The uncertainty that often accompanies archaeological interpretations has resulted in some nervousness in archaeology around giving ‘voices’ to the bodies it considers. This concern is articulated several times in Van Dyke and Bernbeck’s (Citation2015) book on narrative in archaeology; ‘We must tread carefully as we attempt to imagine – but not speak for – the people who populate our imagined pasts’ (2), they write, ‘We can use our fantasizes to produce imagined past individuals and motivations for their actions, but real past people can’t reply by doing the same with us’ (5). Considering the ethics of voicing the dead they ask, ‘are recognition of past subjects and respect for them achieved through the construction of “human faces” with sensory experience, emotion, and meaning, or is this merely one further way for archaeologists to appropriate and subjugate past peoples?’ (10). The concern is that in the face of the impossibility of ever gaining a full picture of past lives from archaeology, the narratives which archaeologists create could be in danger of misrepresenting the ‘truth’ of those past lives.

By contrast, writers, particularly black writers tackling the subject of slavery, have typically been much less anxious about voicing the past, and have been explicit, rather than worried, about the way those voices connect to people in the present. Saidiya Hartman (Citation2007), for example, writes of her attempts to uncover the lives of her enslaved ancestors in the face of having little information about them. As she goes ‘in search of people who left behind no traces’ (15), she begins to question her attempt, asking herself ‘Was the experience of slavery best represented by all the stories I would never know? … I was determined to fill in the blank spaces of the historical record and to represent the lives of those deemed unworthy of remembering, but how does one write a story about an encounter with nothing?’ (15–16). For Hartman, the solution begins with imagining herself as a ‘vestige of the dead’ (18). Indeed, closing the space between the living and the dead is one of the ways in which black writers – perhaps most famously Morrison in her Citation1987 novel Beloved – have tried to ‘fill in the blank spaces’ and in so doing recover the voices of long-dead slaves.

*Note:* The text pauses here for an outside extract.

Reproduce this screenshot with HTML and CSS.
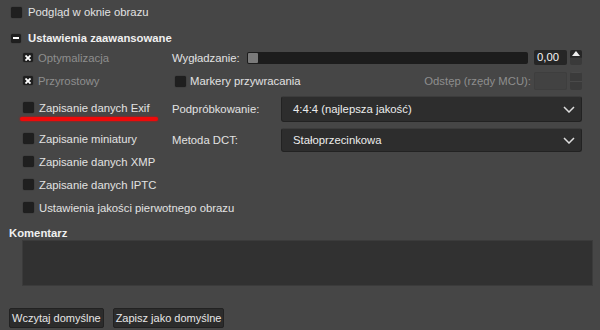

Yet the dynamic that emerged at the workshops was not one where the writers simply took the responsibility of ‘voicing’ away from archaeologists who, perhaps in lacking an ancestral connection to the remains, might have concerns about the ethical implications of attempting to narrate their stories. Rather, what emerged was a literary anxiety about voice akin to the archaeological concerns expressed above, an anxiety encapsulated in Kisuule’s (Citation2016) spoken word poem The Slave, The Sea, The Static, The Silence, which she wrote in response to the project. Kisuule dramatizes her encounter with the bones, focusing on the question of how to describe them, on how to create a voice for the person whose body parts she holds. The poem proceeds as a kind of conversation between the poet and the dead slave, the latter responding to the faltering descriptions of the former as the poet imagines how a long-dead slave might respond to their body being analysed and the bones speak back:

I see your bones
Markings
Lesions
This honeycomb skull
Huh?
No, brittle snap skull
Come again?
No, concrete sponge skull
No, just a skull
I grip it
Waiting for answers
That won’t come

The poet struggles to find a language which is authentic, but ends up speaking plainly and directly ‘just a skull’, searching for ‘the least wrong words’ as each attempt to voice the slave leads the poet back to uncertainty and self-doubt about whether the description, despite its basis in archaeological science, is true:

I have worms in my bowels
Tight tight feeling in the knee and the hip
The times I come slowly down to my knees
Dreamed that death come upon me
Merciful and sweet
Is this right? Is this true?
Truth and fiction walk shoulder to shoulder
Scheming to tear each other's hair out
Interrogating eachother
Interrupting eachother
Fiction asks truth a question
And truth responds
With yet another question
Why these people
Asking me these questions
In a language (I?) me don't know
Can't you see here,
I'm resting
Don't I get no rest, even now?

Truth and fiction are personified as slave and poet, squaring up to each other with more questions than answers, yet the scene also evokes something of the interaction of the archaeologists with the writers at the workshops, the overlapping and jostling of fact and fiction ‘Interrogating eachother /Interrupting eachother’. The poet appears allied neither to the scientist nor to the slave, both of whom appear to have greater claims and access to truth than she. Yet at the same time the poet is also one of ‘these people’ asking questions ‘in a language’ which is foreign through being academic, as the ancestor and later the poet herself situates science and poetry as coming from the ‘hallowed halls’ of ‘high academia’ where ‘we desperately, arrogantly / Try and approximate you’. Poetry and science are as one in their mutual attempts to enliven bodies, ‘I am a gravedigger/ Atavistic Frankenstein / Trying to make a beautiful thing / From monstrous parts of history’. While the poet’s job is to piece together a human from parts and remains in a way that is ‘beautiful’, she increasingly fears that her words are just more of the ‘many alien sounds’ that ‘have been attached to you’ – aligned to the scientific language that has labelled the skeletal remains ‘Individual N52’.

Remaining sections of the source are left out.